No thing reveals the fate of a nation more than the plight of its old. In America, at the dawn of the 21st century, people who sought expansion of personal horizons and independence are suddenly finding themselves confined and utterly dependent.
Doubling the trouble is the tendency of the utterly feeble to rely on the decrepit twin highwaymen of our political system – to wit, the Republican Party and its bastard sibling, the Tea Party – to cling to privilege and to restore a lost golden age that never was. This is not to say that the Democratic Party lacks its own deficiencies. But at least the Democratic Party contains the diversity of microbes necessary to digest change and excrete failure through the natural family processes of internal bickering, back-stabbing, inheritance hunting, and deathbed watching.
Through all the bitterness over the Affordable Care Act, I was guilty of not being sufficiently livid at the obstructionists who spent untold effort trying to prevent, overturn, repeal, slander, and otherwise block implementation of health reform. That is until I witnessed first-hand the desperation of the old and uninsured who need good information and more rational and fair health insurance coverage. To the dimwits who fought the Affordable Care Act tooth and nail with every underhanded deceit known to man, I say thank you from the bottom of my heart for calling it Obamacare. You have insured that one of the most significant advancements in health services in this country will be forever linked with the president whom you refused to give a chance and the Democratic Party, which sacrificed much to hold the tiller firmly during a gale of lies, whining, privilege-seeking, and self-indulgence. May you not suffer in your old age as you would have others suffer.

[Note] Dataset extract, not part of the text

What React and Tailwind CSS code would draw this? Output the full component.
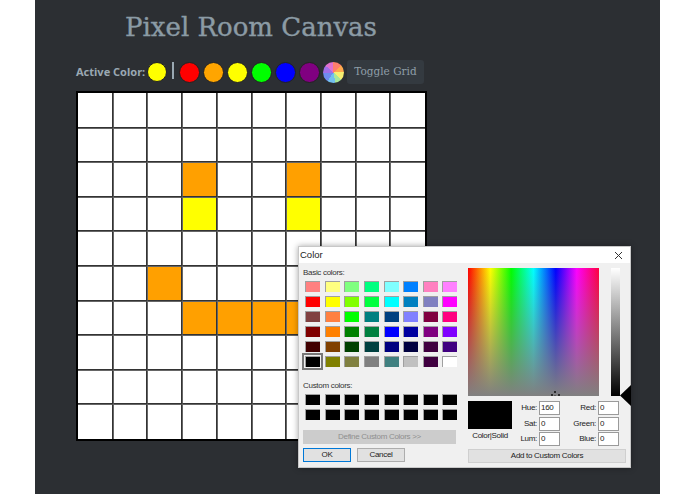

The old – and that bracket includes baby boomers – don’t have much to fall back on in terms of the children next in line: many of our children are lost in cyberspace and consumed by their own selfish concerns and presumptions of superiority. And, too, progeny in every developed country are but one Internet or electrical-grid failure away from complete helplessness themselves.
It is assumed by those who wish it so that the old will whimper, rollover, and die. An alternative plan on the political right and left is for the old to claw back in elder rage and irrationality that further dooms the long view and the arduous climb out of the hole we have dug for ourselves.

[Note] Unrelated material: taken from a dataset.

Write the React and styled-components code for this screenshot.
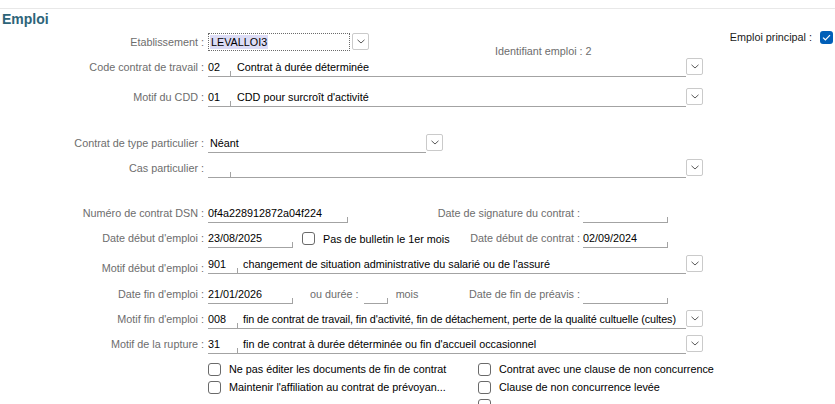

There is another way, as usual. The old can accept their duty to mentor and pass the baton responsibly to another generation. They might delay retirement but be ready to step aside and let jobs go to the young who need to start their overdue careers. They might vote and speak as if they acquired common sense over their many years of prosperous existence. The young can accept greater responsibility and maintain sensible engagement in politics and the lives of the old.
Never has it been so apparent how maturing Americans have inched themselves, and our society, out on a flimsy limb far away from practical community. It is not the fault of this generation of elderly or the past one. It is not the fault of evolving youth culture, either. That is except where the habits and culture of each generation have fused seamlessly and energetically with the unbridled consumerism of the past century and a half and neglected the future.

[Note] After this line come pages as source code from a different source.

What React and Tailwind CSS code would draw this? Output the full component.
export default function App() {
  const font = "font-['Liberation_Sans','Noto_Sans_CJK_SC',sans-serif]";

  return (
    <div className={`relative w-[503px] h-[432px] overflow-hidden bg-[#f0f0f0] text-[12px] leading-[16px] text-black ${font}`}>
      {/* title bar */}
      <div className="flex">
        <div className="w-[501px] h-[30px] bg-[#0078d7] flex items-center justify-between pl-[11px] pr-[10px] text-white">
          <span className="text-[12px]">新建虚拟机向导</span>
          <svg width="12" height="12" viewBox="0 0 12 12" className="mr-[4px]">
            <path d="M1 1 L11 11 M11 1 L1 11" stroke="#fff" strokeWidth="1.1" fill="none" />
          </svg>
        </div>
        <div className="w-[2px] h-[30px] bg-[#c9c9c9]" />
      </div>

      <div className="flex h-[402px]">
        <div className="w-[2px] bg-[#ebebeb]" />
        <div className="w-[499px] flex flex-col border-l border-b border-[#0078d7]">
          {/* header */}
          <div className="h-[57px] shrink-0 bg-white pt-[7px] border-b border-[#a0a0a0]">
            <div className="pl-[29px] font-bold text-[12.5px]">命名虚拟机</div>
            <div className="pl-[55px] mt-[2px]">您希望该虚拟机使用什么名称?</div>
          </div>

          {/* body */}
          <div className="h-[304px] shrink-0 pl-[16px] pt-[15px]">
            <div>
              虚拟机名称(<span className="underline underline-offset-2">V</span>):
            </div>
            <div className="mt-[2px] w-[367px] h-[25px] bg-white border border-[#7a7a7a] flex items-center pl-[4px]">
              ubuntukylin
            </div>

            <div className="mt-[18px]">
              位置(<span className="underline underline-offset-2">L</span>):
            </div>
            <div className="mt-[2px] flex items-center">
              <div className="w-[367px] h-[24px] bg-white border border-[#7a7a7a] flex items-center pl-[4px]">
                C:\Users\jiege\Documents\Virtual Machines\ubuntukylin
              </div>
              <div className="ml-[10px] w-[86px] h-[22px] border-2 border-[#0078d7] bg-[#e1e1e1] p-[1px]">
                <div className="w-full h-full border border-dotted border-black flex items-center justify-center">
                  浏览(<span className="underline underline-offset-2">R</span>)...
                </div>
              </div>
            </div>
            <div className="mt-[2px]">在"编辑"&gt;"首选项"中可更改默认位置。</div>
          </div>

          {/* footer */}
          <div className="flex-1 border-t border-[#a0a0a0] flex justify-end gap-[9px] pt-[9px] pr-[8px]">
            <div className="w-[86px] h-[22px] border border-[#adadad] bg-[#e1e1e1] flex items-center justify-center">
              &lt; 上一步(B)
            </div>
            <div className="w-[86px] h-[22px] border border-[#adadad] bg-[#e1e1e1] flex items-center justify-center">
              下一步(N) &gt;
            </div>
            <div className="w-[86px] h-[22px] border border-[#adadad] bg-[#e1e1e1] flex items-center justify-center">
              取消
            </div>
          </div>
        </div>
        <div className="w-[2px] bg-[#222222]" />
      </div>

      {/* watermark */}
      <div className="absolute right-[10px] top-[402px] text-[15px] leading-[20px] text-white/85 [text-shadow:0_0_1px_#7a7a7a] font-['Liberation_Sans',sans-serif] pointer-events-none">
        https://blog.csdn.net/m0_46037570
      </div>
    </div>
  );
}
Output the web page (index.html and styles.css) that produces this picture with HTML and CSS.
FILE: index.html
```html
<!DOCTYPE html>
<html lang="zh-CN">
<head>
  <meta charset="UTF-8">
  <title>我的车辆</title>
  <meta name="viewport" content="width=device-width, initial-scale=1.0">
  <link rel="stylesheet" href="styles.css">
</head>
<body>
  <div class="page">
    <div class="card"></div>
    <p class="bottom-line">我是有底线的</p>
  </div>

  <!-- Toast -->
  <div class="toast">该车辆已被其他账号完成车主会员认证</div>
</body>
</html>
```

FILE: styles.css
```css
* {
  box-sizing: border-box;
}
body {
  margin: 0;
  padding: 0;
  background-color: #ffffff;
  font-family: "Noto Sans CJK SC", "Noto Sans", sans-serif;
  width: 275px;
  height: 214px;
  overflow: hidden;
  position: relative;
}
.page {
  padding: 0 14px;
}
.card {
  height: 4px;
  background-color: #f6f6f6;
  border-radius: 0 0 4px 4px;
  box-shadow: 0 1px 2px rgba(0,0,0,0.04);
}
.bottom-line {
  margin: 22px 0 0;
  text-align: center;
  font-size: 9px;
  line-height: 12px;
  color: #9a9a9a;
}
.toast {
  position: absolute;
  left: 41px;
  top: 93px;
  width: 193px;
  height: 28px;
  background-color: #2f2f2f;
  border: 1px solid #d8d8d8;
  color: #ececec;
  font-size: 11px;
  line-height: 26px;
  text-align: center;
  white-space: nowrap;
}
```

The most giving and creative society can indeed simultaneously be the most selfish and shortsighted. Too tired to try, the old fall back on bitching and recliners. Though high time for generational change, few new friends of mankind stand out: no figure, no group, no ideology, no method leaps to mind to make our evolutionary path easier or surer.
One cannot hear the sounds of the environment with embedded ear buds. One cannot see one’s surroundings in the illumination of a hand-held device. One cannot connect when constantly plugged in and tuned out. Neither can the old hear, see, or connect from the cave of their dens, strangers to the Internet, immobile, and steeped in denial until it is too late.
No external solutions exist, only the basic everyday ones. The momentum is with each household and tribe pursuing its daily survival. That is how we have gotten by for centuries. That is how we will rise or fail together – one by one.
Precipitously, our old fall off the playing field. Nothing changes – except that the wisdom of the ages is diminished in a steady dribble. Forgetting is what we do best. It is what we do worst. The brittle gray claws of the old crumble and break. And the spaces left when they decamp are beyond filling.